A Catch 22 of sort has developed, some analysts say. Low electricity coverage is associated with weak industrialisation and the attendant stagnant employment creation across the continent, which in turn means existing jobs, such as those in coal mines and coal-fired power stations, are fiercely protected from sudden erosion by politicians.

South Africa, with a historically disadvantaged black population, which also makes up the majority of semi-skilled workers in the coal sector, is particularly sensitive about the wholesale adoption of new, imported technologies that could erase those jobs and worsen a long running jobs crisis. On the other hand, green technology lobbyists say renewable energy holds a key solution to these challenges. “The energy transition is not just about carbon emissions, it is also about energy affordability,” Simon Nicholas, Energy Finance Analyst at the Institute for Energy Economics and Financial Analysis, tells Mmegi.

“Many areas of Africa lack access to electricity grids but there is no point extending grids to people if the resulting power is too expensive because it is generated using expensive fossil fuels.

“People in Botswana and South Africa know all about significant power tariff increases.

“It is no coincidence that both countries are dependent on coal for power generation.”

In Nicholas’ base of Australia, the addition of wind and solar power to the grid has reduced the cost of power generation. Lower cost of power generation means lower power tariffs for consumers and businesses which helps support developing economies and employment.

“African nations would be far better off without fossil fuel projects,” says Nicholas.

“Such projects have been developed in Africa for decades but have not led to universal access to electricity.

“They tend to be export projects - western companies coming to Africa to extract resources for export to other countries. The host nation doesn’t do well from these developments.

“African nations that have been dependent on the extraction and export of fossil fuels have generally developed more slowly than those that are not.”

Funding is a particularly sore point in the debate over the green energy transition. Louis van Pletsen, director at energy investment firm, InAfrica Holdings, argues that the $8.5 billion pledged by wealthy nations to South Africa could have been more optimally used, if the conditions were relaxed.

“If you had that $8.5 billion, would you use it to shut down your coal mines or do something else?

“You could provide 500 million homes with basic solar systems, which means they stop chopping down trees and can have decent education, small fridge and others.

“South Africa has 50,000MW of installed coal fired capacity and these power station have between 15 and 25 years left.

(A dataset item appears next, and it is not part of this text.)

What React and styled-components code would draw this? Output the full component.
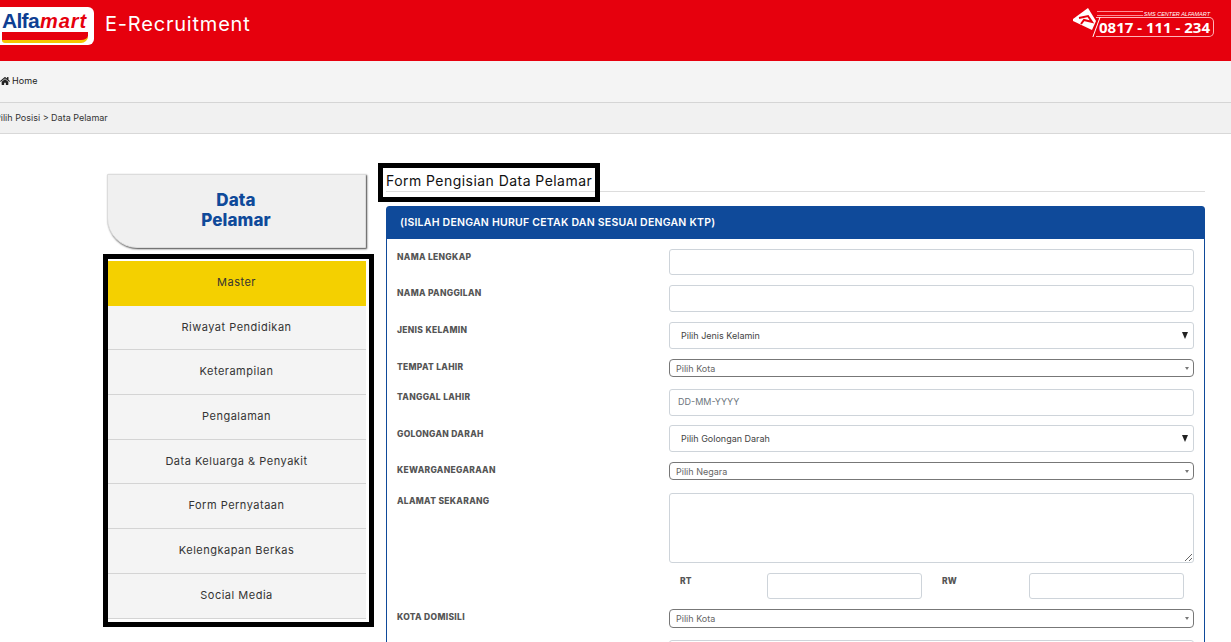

“Is that the best use of money to close these down and write off 15 to 25 years of economic life?

“The reality is that nowhere in the world can we get by with a single source of energy generation.”

Funding for other African countries is hit and miss. While rich nations have said they will make funding available to help countries such as Botswana transition to clean energy, little of this funding has been forthcoming over the years. In 2009, rich countries promised to make US$100 billion available every year in climate funding until 2020, but they have consistently missed this target, amidst criticism that even the funding that was said to have been made available was over-exaggerated or included loans charged at market value, rather than concessional.

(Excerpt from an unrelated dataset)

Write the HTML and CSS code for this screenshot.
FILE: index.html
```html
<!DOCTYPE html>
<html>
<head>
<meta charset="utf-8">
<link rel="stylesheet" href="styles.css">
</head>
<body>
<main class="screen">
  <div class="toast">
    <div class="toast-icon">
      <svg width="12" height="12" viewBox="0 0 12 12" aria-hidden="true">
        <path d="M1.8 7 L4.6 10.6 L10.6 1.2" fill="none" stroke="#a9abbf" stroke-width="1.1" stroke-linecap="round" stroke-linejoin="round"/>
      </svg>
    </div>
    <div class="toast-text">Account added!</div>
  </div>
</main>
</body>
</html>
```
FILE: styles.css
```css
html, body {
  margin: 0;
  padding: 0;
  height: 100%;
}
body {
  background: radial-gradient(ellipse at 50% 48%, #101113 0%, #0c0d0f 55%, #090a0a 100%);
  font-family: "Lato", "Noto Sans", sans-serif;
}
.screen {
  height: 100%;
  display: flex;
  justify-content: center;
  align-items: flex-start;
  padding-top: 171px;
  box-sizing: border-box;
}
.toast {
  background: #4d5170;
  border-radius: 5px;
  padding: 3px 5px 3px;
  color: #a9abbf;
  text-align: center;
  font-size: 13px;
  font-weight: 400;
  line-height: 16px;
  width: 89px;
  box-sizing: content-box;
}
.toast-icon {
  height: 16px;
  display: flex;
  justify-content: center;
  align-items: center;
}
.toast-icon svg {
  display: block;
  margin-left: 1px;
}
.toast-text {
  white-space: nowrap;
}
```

The European Union, which is on a drive to renew relations with Africa, has proposed a Green Deal to cut carbon emissions by reducing its imports of goods manufactured through fossil fuels, a broad plan that could shake Africa’s trade with the world’s single largest market. The Green Deal proposes annual investments of 260 billion euros (P3.3 trillion) to help the European Union’s transition, of which Africa would also benefit.

African states are concerned about the Carbon Border Adjustment Mechanism (CBAM) under the Green Deal, which is essentially a measure to ensure that goods imported into the EU pay a price for their carbon emissions that is comparable to the price paid by EU domestic producers under the tighter carbon targets.

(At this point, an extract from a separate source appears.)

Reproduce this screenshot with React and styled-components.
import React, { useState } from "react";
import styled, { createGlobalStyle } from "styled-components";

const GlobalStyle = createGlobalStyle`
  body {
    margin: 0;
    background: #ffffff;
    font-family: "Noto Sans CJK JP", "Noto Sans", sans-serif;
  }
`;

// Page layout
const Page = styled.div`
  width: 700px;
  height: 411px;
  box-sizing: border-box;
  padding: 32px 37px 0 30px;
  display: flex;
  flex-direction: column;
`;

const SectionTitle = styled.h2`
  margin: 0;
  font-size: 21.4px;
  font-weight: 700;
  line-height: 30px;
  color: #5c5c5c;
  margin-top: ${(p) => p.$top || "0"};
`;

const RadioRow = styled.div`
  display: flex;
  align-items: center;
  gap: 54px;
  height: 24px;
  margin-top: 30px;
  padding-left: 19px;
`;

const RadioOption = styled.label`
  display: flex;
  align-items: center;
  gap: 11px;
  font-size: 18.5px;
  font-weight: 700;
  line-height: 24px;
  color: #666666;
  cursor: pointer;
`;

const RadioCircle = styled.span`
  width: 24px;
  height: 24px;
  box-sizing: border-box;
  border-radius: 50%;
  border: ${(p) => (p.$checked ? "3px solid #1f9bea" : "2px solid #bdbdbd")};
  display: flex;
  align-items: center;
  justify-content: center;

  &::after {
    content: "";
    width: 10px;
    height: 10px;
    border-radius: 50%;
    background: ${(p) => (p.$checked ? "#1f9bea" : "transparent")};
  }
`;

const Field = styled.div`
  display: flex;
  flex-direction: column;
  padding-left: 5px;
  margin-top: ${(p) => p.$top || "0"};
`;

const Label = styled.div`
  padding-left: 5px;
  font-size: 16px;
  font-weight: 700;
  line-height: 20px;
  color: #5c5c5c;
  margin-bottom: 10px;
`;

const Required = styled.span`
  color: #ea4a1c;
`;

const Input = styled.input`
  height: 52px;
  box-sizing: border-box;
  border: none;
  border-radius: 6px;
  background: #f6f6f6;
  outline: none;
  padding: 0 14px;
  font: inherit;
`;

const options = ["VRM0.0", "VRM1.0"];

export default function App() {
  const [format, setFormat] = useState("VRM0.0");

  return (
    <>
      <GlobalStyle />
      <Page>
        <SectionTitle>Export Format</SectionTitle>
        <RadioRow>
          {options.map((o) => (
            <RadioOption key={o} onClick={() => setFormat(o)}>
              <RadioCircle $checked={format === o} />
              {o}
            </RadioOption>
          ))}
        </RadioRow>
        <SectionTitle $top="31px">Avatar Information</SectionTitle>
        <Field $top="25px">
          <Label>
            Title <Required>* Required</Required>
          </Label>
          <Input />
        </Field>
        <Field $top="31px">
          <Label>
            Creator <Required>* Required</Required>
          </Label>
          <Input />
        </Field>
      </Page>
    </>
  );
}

The arrangement may have implications for Botswana’s rough diamonds, with the country’s mines currently some of the largest consumers of coal-fired electricity. Brussels in Belgium is a major importer of the country’s rough diamonds.

“The key question relates to the CBAM where Africans are pushing for language related to "unilateral actions by partners" on climate change or in the area of investments,” Faten Aggad, Senior Advisor on Climate Diplomacy and Geopolitics at the African Climate Foundation, explains to Mmegi.

“Diamonds would be affected where they have an industrial application in new technologies.

“But, so far, the EU does not see diamonds as a critical mineral and therefore it is not directly affected.

“However, the effect may come from additional taxes that may be imposed on them due to how energy intensive diamond mining can be.

“But for now, there are no clear limitations yet.”

In the energy transition debate, analysts do however agree that with the demands the world is making on Africa, there appears to be a hypocrisy in the developed world, where some countries have not committed to phasing out coal and others are actually setting up new mines.

“Western nations need to end their hypocrisy and stop fossil fuel development at home if there is to be any real sense of a just transition in Africa,” says Nicholas.

“If rich nations and development banks are going to restrict finance for fossil fuel projects in Africa, there ought to be more finance for renewable energy and this needs to be ensured.”

The pressure to transition is also not fairly applied across continents by the world’s wealthiest countries.

“Look at China,” says Pletsen.

“In 2021, they added more solar than the rest of the world combined but they also added 150,000 MW of coal fired power, which is three times the total generation of South Africa.

“There has to be a transition over time and it has already started.

“In fact, the improvements in renewable energy technology and tariffs are due to those early investments that we made.”

An Afro-centric just and gradual transition appears to be the solution, with a measured adoption and mixing of technologies to ease off coal use. While developed countries have a UN commitment to end coal use by 2030, developing countries such as Botswana have up to 2050, but with the debate on the pace and structure still roaring, changes may take longer than expected.